Ultimately, Franzen’s essays suffer from a disastrous failure of imagination. In his most celebrated novel, The Corrections, a character named Chip Lambert contrasts his delectable girlfriend with the real-life Marxist theorist Fredric Jameson. “Fred Jameson didn’t have Julia’s artful tongue,” Lambert reflects, as he decides to sell his Jameson books to finance a Yuppie shopping spree with Julia.

Lambert should’ve held on to his Jameson. Because the literary critic crafted a sentence that sits in judgment of Franzen himself. “It is easier to imagine the end of the world than to imagine the end of capitalism,” Jameson wrote in The Seeds of Time (1994). That has certainly been true until recently. But with the rise of a democratic socialist movement in America advocating a Green New Deal, it’s now possible to imagine a path away from both capitalism and global ecological collapse.

Franzen is unwilling—or unable—to make that leap. As a fiction writer, Franzen is a master of the bourgeois mimetic novel, the trompe-l’œil narrative that seems more real than reality itself. But perhaps trapped by his own skill at copying reality, Franzen balks at imagining the very different world we need to create if we’re to survive as a species.

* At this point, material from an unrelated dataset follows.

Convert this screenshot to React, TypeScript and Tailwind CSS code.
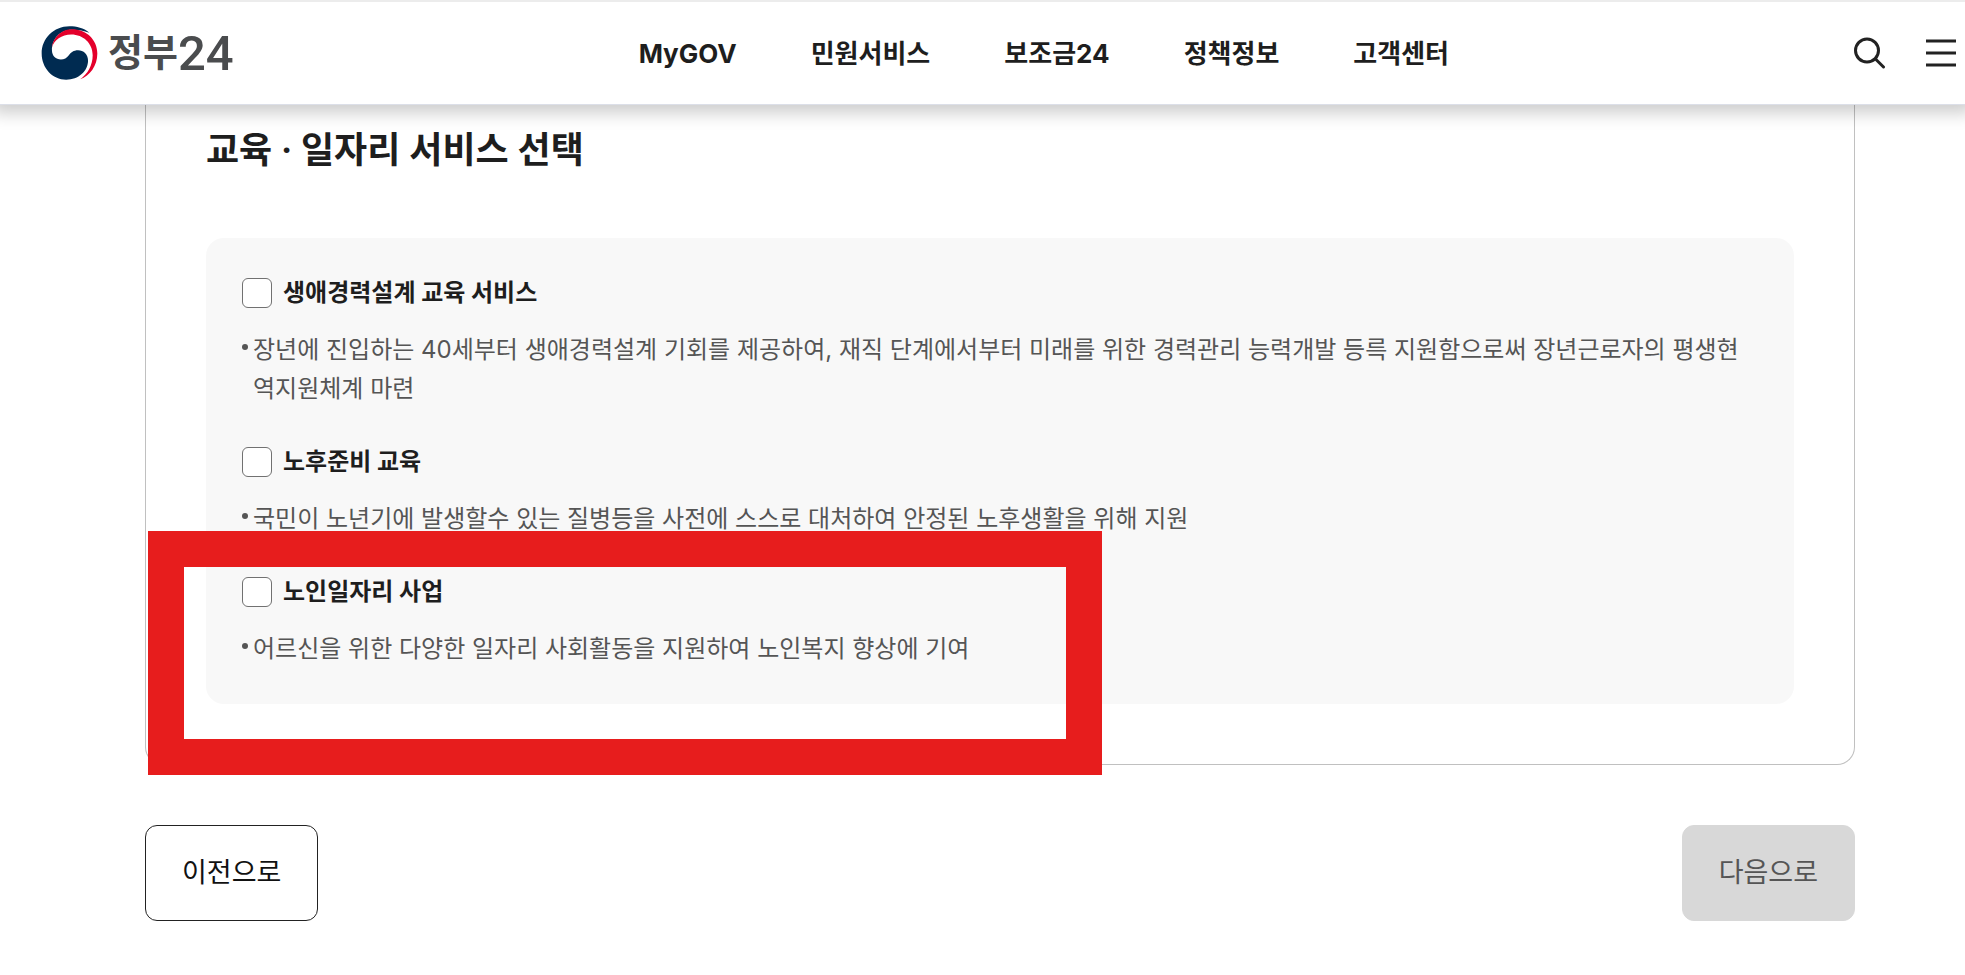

Franzen’s climate essays eloquently demonstrate that the source of resistance to climate action is not just the money-grubbing libertarianism of Charles Koch but also a much more respectable and valuable intellectual tradition: Emersonian and Thoreauvian individualism. Franzen is steeped in that tradition, sharing its faith in the primacy of individual action working through local democracy. (This is also, via E.B. White, a very New Yorker tradition). Like the 19th-century transcendentalists, Franzen remains a bone-deep Protestant even after his loss of faith, someone for whom individual salvation is key. The self is his ultimate horizon, and nature valuable to the extent it brings bliss to him: “Even the most ominously degraded landscape could make me happy if it had birds in it.” Alas for Franzen, climate is a global problem, not susceptible to individual ministrations. To solve climate change, Franzen—along with the rest of us—has to leave the self behind.